According to History, the tradition got started in 1876. On Easter Monday of that year, an estimated 10,000 children made their way to Capitol Hill, carrying colorful dyed eggs. The area was just perfect for the old occupation of egg rolling. The kids tore up the lawn, however, and Congress told them they were no longer welcome. Two years later, a group of kids approached the White House and asked if they could use the mansion's lawn for egg rolling purposes and to avoid the killjoys on Capitol Hill. President Rutherford B. Hayes gave them the go-ahead, and an official annual tradition was born.

The White House Easter Egg Roll has now been going on for well over a century, says the White House. There have been a few interruptions, namely during World Wars I and II, as well as during White House renovations in the 1950s. It's traditionally hosted by the first lady and the rest of the first family, who also need to think about the design for a custom wooden Easter egg given to attendees, a tradition begun by first lady Nancy Reagan.

Some first kids still have to do their chores

Though they all have lived in a fancy historic mansion with a full staff on call, many first kids have been expected to do their part. For quite a few, that's meant a burden common to many kids throughout the nation: chores.

Of course, this will vary from family to family. The New York Times reports that the Obamas were especially adamant that their daughters, Sasha and Malia, were expected to continue with their chore list even though they'd moved into one of the most famous homes in the nation. That included setting their alarm clocks, making their own beds, and general tidying around their rooms. 

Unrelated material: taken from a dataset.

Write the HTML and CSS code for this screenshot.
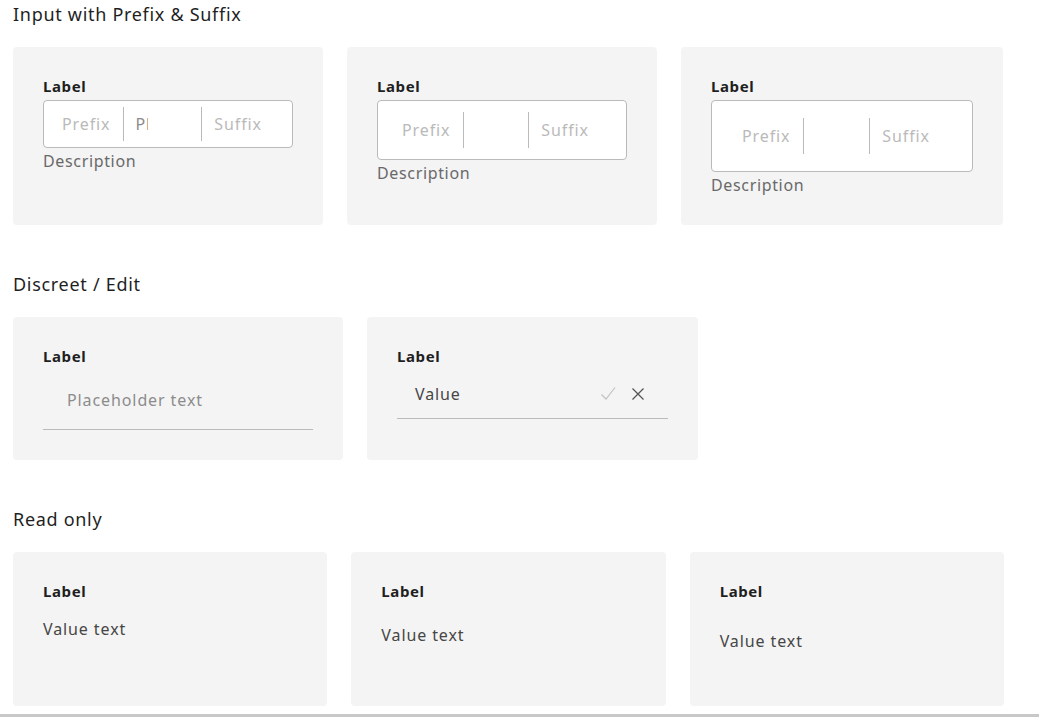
FILE: index.html
```html
<!DOCTYPE html>
<html lang="en">
<head>
<meta charset="utf-8">
<title>Inputs</title>
<link rel="stylesheet" href="styles.css">
</head>
<body>
<div class="page">
  <section class="section">
    <h2 class="section-title">Input with Prefix &amp; Suffix</h2>
    <div class="row">
      <div class="card">
        <div class="label">Label</div>
        <div class="box box-s">
          <span class="affix prefix">Prefix</span>
          <span class="sep"></span>
          <span class="field"><input class="field-input" type="text" placeholder="Placeholder"></span>
          <span class="sep"></span>
          <span class="affix suffix">Suffix</span>
        </div>
        <div class="desc">Description</div>
      </div>
      <div class="card">
        <div class="label">Label</div>
        <div class="box box-m">
          <span class="affix prefix">Prefix</span>
          <span class="sep"></span>
          <span class="field"></span>
          <span class="sep"></span>
          <span class="affix suffix">Suffix</span>
        </div>
        <div class="desc">Description</div>
      </div>
      <div class="card">
        <div class="label">Label</div>
        <div class="box box-l">
          <span class="affix prefix">Prefix</span>
          <span class="sep"></span>
          <span class="field"></span>
          <span class="sep"></span>
          <span class="affix suffix">Suffix</span>
        </div>
        <div class="desc">Description</div>
      </div>
    </div>
  </section>

  <section class="section">
    <h2 class="section-title">Discreet / Edit</h2>
    <div class="row">
      <div class="card card-discreet">
        <div class="label">Label</div>
        <div class="discreet discreet-m">
          <span class="placeholder">Placeholder text</span>
        </div>
      </div>
      <div class="card card-discreet">
        <div class="label">Label</div>
        <div class="discreet discreet-s">
          <span class="value">Value</span>
          <span class="actions">
            <svg class="icon" width="16" height="16" viewBox="0 0 16 16" aria-hidden="true"><path d="M1.5 8.5 L6 13 L15 1.5" fill="none" stroke="#c2c2c2" stroke-width="1.2"/></svg>
            <svg class="icon" width="16" height="16" viewBox="0 0 16 16" aria-hidden="true"><path d="M2.5 2.5 L13.5 13.5 M13.5 2.5 L2.5 13.5" fill="none" stroke="#555555" stroke-width="1.3"/></svg>
          </span>
        </div>
      </div>
    </div>
  </section>

  <section class="section">
    <h2 class="section-title">Read only</h2>
    <div class="grid3">
      <div class="card card-ro">
        <div class="label">Label</div>
        <div class="readonly ro-s">Value text</div>
      </div>
      <div class="card card-ro">
        <div class="label">Label</div>
        <div class="readonly ro-m">Value text</div>
      </div>
      <div class="card card-ro">
        <div class="label">Label</div>
        <div class="readonly ro-l">Value text</div>
      </div>
    </div>
  </section>
  <div class="bottom-bar"></div>
</div>
</body>
</html>
```

FILE: styles.css
```css
* { box-sizing: border-box; }

html, body {
  margin: 0;
  padding: 0;
  background: #ffffff;
}

body {
  font-family: "Noto Sans", "Open Sans", sans-serif;
  color: #1f1f1f;
}

.page {
  padding: 2px 0 0 13px;
}

.section {
  width: 991px;
  margin-bottom: 47px;
}

.section:last-of-type {
  margin-bottom: 0;
}

.section-title {
  margin: 0 0 21px;
  font-size: 18px;
  line-height: 24px;
  font-weight: 400;
  letter-spacing: 0.7px;
  color: #1f1f1f;
}

.row {
  display: flex;
  gap: 24px;
  align-items: stretch;
}

.grid3 {
  display: grid;
  grid-template-columns: 1fr 1fr 1fr;
  gap: 24px;
}

.card {
  background: #f4f4f4;
  border-radius: 4px;
  padding: 29px 30px 30px;
}

.card-discreet {
  padding-bottom: 30px;
}

.card-ro {
  padding-bottom: 29px;
}

.label {
  font-size: 15px;
  line-height: 20px;
  font-weight: 700;
  letter-spacing: 0.6px;
  color: #1f1f1f;
  margin-bottom: 4px;
}

/* prefix / suffix box */
.box {
  display: flex;
  align-items: center;
  background: #ffffff;
  border: 1px solid #bababa;
  border-radius: 4px;
  font-size: 16px;
  letter-spacing: 0.9px;
}

.box-s { width: 250px; height: 48px; }
.box-m { width: 250px; height: 60px; }
.box-l { width: 262px; height: 72px; }

.affix {
  color: #bababa;
  white-space: nowrap;
}

.box .prefix { padding-right: 12px; }
.box .suffix { padding-left: 12px; }
.box-s .prefix { padding-left: 18px; }
.box-m .prefix { padding-left: 24px; }
.box-l .prefix { padding-left: 30px; }
.box-s .suffix { padding-right: 30px; }
.box-m .suffix { padding-right: 37px; }
.box-l .suffix { padding-right: 42px; }

.sep {
  width: 1px;
  height: 36px;
  background: #bababa;
  flex: none;
}

.box-s .sep { height: 34px; }

.field {
  flex: 1;
  display: flex;
  align-items: center;
  padding-left: 12px;
}

.field-input {
  width: 12px;
  padding: 0;
  margin: 0;
  border: 0;
  outline: none;
  background: transparent;
  font: inherit;
  font-size: 16px;
  letter-spacing: 0.9px;
  color: #464646;
}

.field-input::placeholder {
  color: #8c8c8c;
  opacity: 1;
}

.desc {
  margin-top: 3px;
  font-size: 16px;
  line-height: 20px;
  color: #696969;
  letter-spacing: 0.65px;
}

/* discreet */
.card-discreet {
  width: 330px;
}

.card-discreet + .card-discreet { width: 331px; }

.discreet {
  display: flex;
  align-items: center;
  border-bottom: 1px solid #bababa;
  font-size: 16px;
  letter-spacing: 0.9px;
}

.discreet-m { height: 60px; padding: 0 24px; }
.discreet-s { height: 49px; padding: 0 22px 0 18px; }

.placeholder { color: #8c8c8c; }
.value { color: #464646; flex: 1; }

.actions {
  display: flex;
  gap: 14px;
  align-items: center;
}

.icon { display: block; }

/* read only */
.readonly {
  display: flex;
  align-items: center;
  font-size: 16px;
  color: #464646;
  letter-spacing: 0.9px;
}

.ro-s { height: 48px; }
.ro-m { height: 60px; }
.ro-l { height: 72px; }

.bottom-bar {
  margin: 8px 0 0 -13px;
  height: 4px;
  background: #c8c8c8;
}
```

First lady Michelle Obama even made sure to let the staff know that they could skip making the first daughters' beds. "They have to learn these things," she said, via the BBC. Many have agreed that routine and structure is important for children growing up in the White House, where intense public scrutiny can be punishing for adults as well as kids. That also means a few exceptions here and there, like ice cream at an event or an episode of Hannah Montana on occasion.